Uma pesquisa do Instituto de Pesquisas Energéticas Nucleares da Universidade de São Paulo (Ipen) conseguiu explicar a natureza de uma falha presente no processo de produção de microesferas de vidro utilizadas em radioterapia interna seletiva. Feita a partir de medições de transferência de calor superficial, a análise permitiu atribuir possíveis imperfeições de formato a acúmulos de material resultantes do processo de sinterização.
A radioterapia interna seletiva é um dos principais tratamentos para o câncer no fígado, ou carcinoma hepatocelular. O procedimento, também conhecido por radioembolização, consiste na utilização de microesferas de vidro com radionuclídeos emissores de elétrons (ß-). Estas são introduzidas no fígado por meio de um catéter acoplado à artéria hepática e, ao atingirem o órgão, migram para áreas hipervascularizadas, locais onde normalmente há presença de tecido canceroso. Enquanto o bloqueio das vias que alimentam o tumor impede que ele aumente de tamanho, a radiação liberada combate as células cancerígenas.
Para que o método seja utilizado sem comprometer a saúde do paciente, é necessário que as microesferas passem por testes de toxicidade e resistência a corrosão e mantenham um nível de radiação adequado. Do mesmo modo, as estruturas não devem variar em sua composição, mantendo exatamente o mesmo tamanho e diâmetro - 93µm (micrômetros, ou a milhonésima parte do metro) em média. Seu formato deve ser perfeito, já que irregularidades na superfície das esferas, como o surgimento de pontas cristalinas, podem deixá-las suscetíveis a erosões por fluidos corpóreos e promover cortes nos vasos sanguíneos, permitindo o surgimento de hemorragias internas.
É possível que, no processo de produção, tais desconformidades superficiais surjam, resultantes do processo de cristalização do vidro.
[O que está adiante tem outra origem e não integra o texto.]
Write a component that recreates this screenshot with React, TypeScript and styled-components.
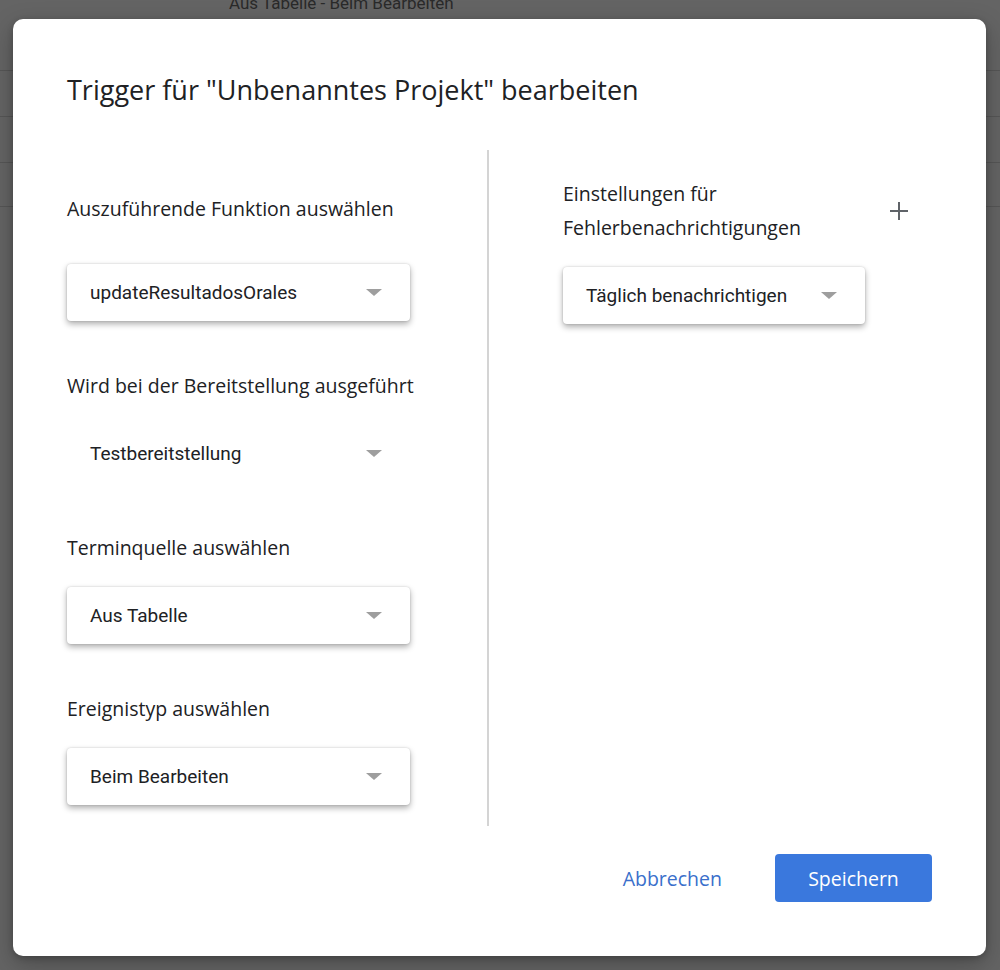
import React from "react";
import styled, { createGlobalStyle } from "styled-components";

const Global = createGlobalStyle`
  html, body { margin: 0; padding: 0; }
  body { width: 1000px; height: 970px; overflow: hidden; font-family: Roboto, "Liberation Sans", sans-serif; }
`;

const Page = styled.div`
  position: relative;
  width: 1000px;
  height: 970px;
  background: #646464;
  overflow: hidden;
`;

const BgRow = styled.div<{ $h: number }>`
  height: ${(p) => p.$h}px;
  border-bottom: 1px solid #565656;
  box-sizing: border-box;
  display: flex;
  align-items: flex-start;
`;

const BgText = styled.div`
  margin: -7px 0 0 229px;
  font-family: Roboto, sans-serif;
  font-size: 17px;
  color: #2a2a2a;
`;

const Dialog = styled.div`
  position: absolute;
  left: 13px;
  top: 19px;
  width: 973px;
  height: 937px;
  box-sizing: border-box;
  background: #fff;
  border-radius: 10px;
  box-shadow: 0 8px 24px rgba(0, 0, 0, 0.25), 0 2px 6px rgba(0, 0, 0, 0.2);
  padding: 51px 54px 54px 54px;
  display: flex;
  flex-direction: column;
`;

const Title = styled.h1`
  margin: 0;
  font-family: "Open Sans", Roboto, sans-serif;
  font-weight: 500;
  font-size: 27px;
  line-height: 40px;
  color: #202124;
`;

const Body = styled.div`
  display: grid;
  grid-template-columns: 420px 2px 1fr;
  margin-top: 40px;
  height: 676px;
`;

const Divider = styled.div`
  background: #d4d4d4;
  width: 2px;
  height: 100%;
`;

const Column = styled.div<{ $pl: number }>`
  display: flex;
  flex-direction: column;
  padding-left: ${(p) => p.$pl}px;
`;

const Label = styled.div<{ $mt: number }>`
  font-family: "Open Sans", Roboto, sans-serif;
  font-size: 19.5px;
  line-height: 34px;
  color: #202124;
  margin-top: ${(p) => p.$mt}px;
`;

const HeaderRow = styled.div`
  display: flex;
  align-items: center;
  justify-content: space-between;
  margin-top: 27px;
  width: 346px;
`;

const PlusBtn = styled.div`
  width: 20px;
  height: 20px;
  display: flex;
  align-items: center;
  justify-content: center;
`;

const Select = styled.div<{ $flat?: boolean; $w: number; $mt: number }>`
  width: ${(p) => p.$w}px;
  height: 57px;
  margin-top: ${(p) => p.$mt}px;
  box-sizing: border-box;
  border-radius: 4px;
  background: #fff;
  box-shadow: ${(p) =>
    p.$flat ? "none" : "0 3px 6px rgba(0,0,0,0.32), 0 0 2px rgba(0,0,0,0.18)"};
  display: flex;
  align-items: center;
  justify-content: space-between;
  padding: 0 28px 0 23px;
  font-family: Roboto, sans-serif;
  font-size: 19px;
  color: #202124;
`;

const Arrow = styled.span`
  width: 0;
  height: 0;
  border-left: 8px solid transparent;
  border-right: 8px solid transparent;
  border-top: 7px solid #9e9e9e;
`;

const Footer = styled.div`
  margin-top: auto;
  display: flex;
  justify-content: flex-end;
  align-items: center;
  gap: 29px;
`;

const TextButton = styled.button`
  border: none;
  background: transparent;
  height: 48px;
  padding: 0 24px;
  font-family: "Open Sans", Roboto, sans-serif;
  font-weight: 500;
  font-size: 19.5px;
  color: #3a6fcb;
  cursor: pointer;
`;

const PrimaryButton = styled.button`
  border: none;
  background: #3a78dd;
  border-radius: 4px;
  width: 157px;
  height: 48px;
  font-family: "Open Sans", Roboto, sans-serif;
  font-weight: 500;
  font-size: 19.5px;
  color: #fff;
  cursor: pointer;
`;

const Plus = () => (
  <svg width="20" height="20" viewBox="0 0 20 20">
    <path d="M10 1v18M1 10h18" stroke="#5f6368" strokeWidth="2" fill="none" />
  </svg>
);

export default function App() {
  return (
    <>
      <Global />
      <Page>
        <BgRow $h={71}>
          <BgText>Aus Tabelle - Beim Bearbeiten</BgText>
        </BgRow>
        <BgRow $h={46} />
        <BgRow $h={46} />
        <BgRow $h={44} />
        <Dialog>
          <Title>Trigger für "Unbenanntes Projekt" bearbeiten</Title>
          <Body>
            <Column $pl={0}>
              <Label $mt={42}>Auszuführende Funktion auswählen</Label>
              <Select $w={343} $mt={38}>
                updateResultadosOrales
                <Arrow />
              </Select>
              <Label $mt={48}>Wird bei der Bereitstellung ausgeführt</Label>
              <Select $w={343} $mt={22} $flat>
                Testbereitstellung
                <Arrow />
              </Select>
              <Label $mt={49}>Terminquelle auswählen</Label>
              <Select $w={343} $mt={22}>
                Aus Tabelle
                <Arrow />
              </Select>
              <Label $mt={48}>Ereignistyp auswählen</Label>
              <Select $w={343} $mt={22}>
                Beim Bearbeiten
                <Arrow />
              </Select>
            </Column>
            <Divider />
            <Column $pl={74}>
              <HeaderRow>
                <Label $mt={0}>
                  Einstellungen für
                  <br />
                  Fehlerbenachrichtigungen
                </Label>
                <PlusBtn>
                  <Plus />
                </PlusBtn>
              </HeaderRow>
              <Select $w={302} $mt={22}>
                Täglich benachrichtigen
                <Arrow />
              </Select>
            </Column>
          </Body>
          <Footer>
            <TextButton>Abbrechen</TextButton>
            <PrimaryButton>Speichern</PrimaryButton>
          </Footer>
        </Dialog>
      </Page>
    </>
  );
}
Na curva de aquecimento dos vidros aluminossilicatos, utilizados pelo Ipen na produção das esferas, observa-se um ponto chamado de “transição vítrea”, no qual o material que se encontra em estado vítreo passa a um estado “metaestável”. Entre os picos de cristalização, no entanto, havia uma mudança endotérmica inesperada: sem motivo aparente, as partículas do material absorviam calor.
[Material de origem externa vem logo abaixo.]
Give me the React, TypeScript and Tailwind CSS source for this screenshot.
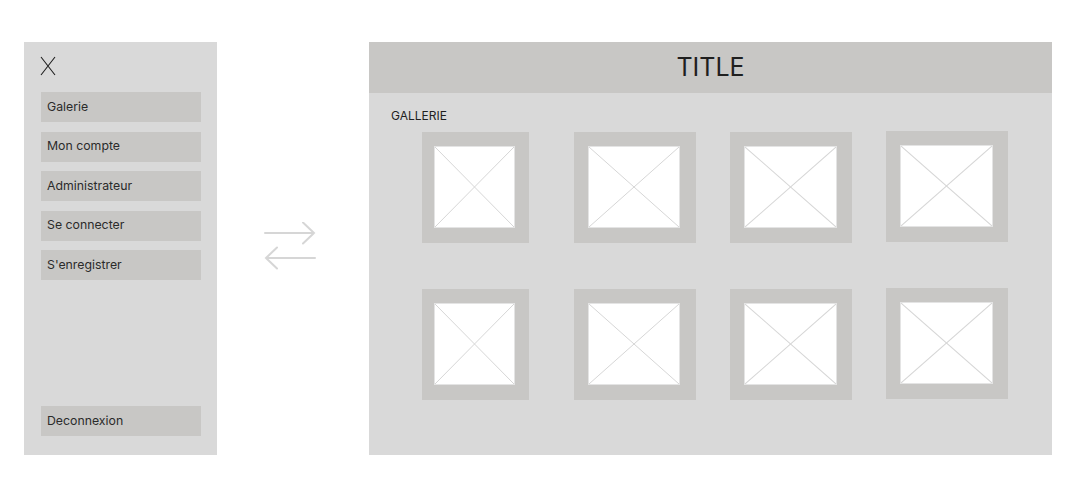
const menu = ['Galerie', 'Mon compte', 'Administrateur', 'Se connecter', "S'enregistrer"];

// frame sizes / inner padding read off the wireframe
const row = [
  { w: 'w-[107px]', pad: 'pl-[12px] pr-[14px]', ml: 'ml-0', inner: 'w-[81px]' },
  { w: 'w-[122px]', pad: 'pl-[14px] pr-[16px]', ml: 'ml-[45px]', inner: 'w-[92px]' },
  { w: 'w-[122px]', pad: 'pl-[14px] pr-[15px]', ml: 'ml-[34px]', inner: 'w-[93px]' },
  { w: 'w-[122px]', pad: 'pl-[14px] pr-[15px]', ml: 'ml-[34px]', inner: 'w-[93px]' },
];

const Placeholder = ({ className }: { className: string }) => (
  <div className={`h-[82px] bg-white border border-[#e4e4e4] ${className}`}>
    <svg width="100%" height="100%" viewBox="0 0 100 100" preserveAspectRatio="none">
      <line x1="0" y1="0" x2="100" y2="100" stroke="#d6d6d6" strokeWidth="1" vectorEffect="non-scaling-stroke" />
      <line x1="100" y1="0" x2="0" y2="100" stroke="#d6d6d6" strokeWidth="1" vectorEffect="non-scaling-stroke" />
    </svg>
  </div>
);

const GalleryRow = () => (
  <div className="flex items-start">
    {row.map((f, i) => (
      <div
        key={i}
        className={`${f.w} ${f.pad} ${f.ml} ${i === 3 ? '-mt-px' : ''} h-[111px] pt-[14px] bg-[#c8c7c5]`}
      >
        <Placeholder className={f.inner} />
      </div>
    ))}
  </div>
);

const SwapArrows = () => (
  <svg width="52" height="50" viewBox="0 0 52 50" fill="none" stroke="#d6d6d6" strokeWidth="2" strokeLinecap="round">
    <path d="M1 11 H50 M39 0.5 L50 11 L39 21.5" />
    <path d="M51 36 H2 M13 25.5 L2 36 L13 46.5" />
  </svg>
);

const itemCls = 'ml-px w-[160px] h-[30px] bg-[#c8c7c5] flex items-center pl-[6px] text-[12.3px] text-[#2b2b2b]';

export default function App() {
  return (
    <div
      className="w-[1077px] h-[503px] bg-white flex items-start pt-[42px] pl-[24px]"
      style={{ fontFamily: 'Inter, "Noto Sans", sans-serif' }}
    >
      {/* ── Sidebar ── */}
      <aside className="w-[193px] h-[413px] bg-[#d9d9d9] flex flex-col pl-[16px] pb-[19px] pt-[14px]">
        <svg width="16" height="20" viewBox="0 0 16 20" className="shrink-0">
          <path d="M1 1 L15 19 M15 1 L1 19" stroke="#1f1f1f" strokeWidth="1.1" fill="none" />
        </svg>
        <nav className="mt-[16px] flex flex-col gap-[9.5px]">
          {menu.map((m) => (
            <div key={m} className={itemCls}>
              {m}
            </div>
          ))}
        </nav>
        <div className={`mt-auto ${itemCls}`}>Deconnexion</div>
      </aside>

      {/* ── swap arrows ── */}
      <div className="ml-[47px] mt-[180px]">
        <SwapArrows />
      </div>

      {/* ── Main panel ── */}
      <main className="ml-[53px] w-[683px] h-[413px] bg-[#d9d9d9] flex flex-col">
        <header className="h-[51px] bg-[#c8c7c5] flex items-center justify-center text-[25px] text-[#1f1f1f]">
          TITLE
        </header>
        <div className="pl-[22px] pt-[15px] text-[12px] text-[#1f1f1f] leading-[15px]">GALLERIE</div>
        <div className="pl-[53px] pt-[9px] flex flex-col gap-[46px]">
          <GalleryRow />
          <GalleryRow />
        </div>
      </main>
    </div>
  );
}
Variação de volume específico em relação a temperatura de um vidro e de um cristal / Fonte: VIERA, H.; Avaliação da cristalização e durabilidade química de vidros niobofosfatos visando a imobilização de reijeitos radiotivos. 2008. Dissertação (Mestrado) – Instituto de Pesquisas Energéticas e Nucleares – IPEN-CNEN/SP, São Paulo. 68p.
Em seu trabalho de mestrado, Juliana Pereira de Souza, integrante do grupo que desenvolve as microesferas, conseguiu explicar por que esse fenômeno ocorre. Testes e análises do fluxo de calor feitas por calorimetria exploratória diferencial indicaram o processo de sinterização, nome dado ao deslocamento e aglutinação das partículas do material, como responsável pela alteração na linha base de aquecimento observada.
Uma vez que recebem maior quantidade de calor, “há a aproximação das partículas e se forma uma espécie de pescoço, que é quando elas se juntam. Com isso geralmente acontece o processo de densificação, ou seja, as partículas passam a ter mesma massa em um volume menor”, explica a pesquisadora. Essa retração explicaria as ondulações observadas na superfície das esferas imperfeitas. Quanto maior a distância entre o ponto de transição vítrea e os picos de cristalização, mais estável contra cristalização seria o vidro. Estudar maneiras de minimizar os efeitos desse processo promoveria a melhora no aproveitamento da produção.
Juliana ressalta as vantagens da utilização das microesferas, já permitidas em países como Austrália e Canadá. “Por se tratar de um câncer muito quieto, o paciente demora para ter sintomas. Quando se descobre, somente de 10% a 15% das pessoas são eletivas para cirurgia. No caso de tumores maiores, pode-se diminuí-los, contribuindo para o aumento do tempo de vida do paciente ou até mesmo possibilitando a realização de cirurgia”.
Estuda-se trazer a tecnologia a hospitais brasileiros. Testes de toxicidade em fluidos corpóreos foram realizados pelo Ipen e não indicaram problemas. São necessários agora testes in vivo, a serem realizados em animais no exterior, já que a legislação nacional ainda não autoriza o procedimento como tratamento para o carcinoma hepatocelular.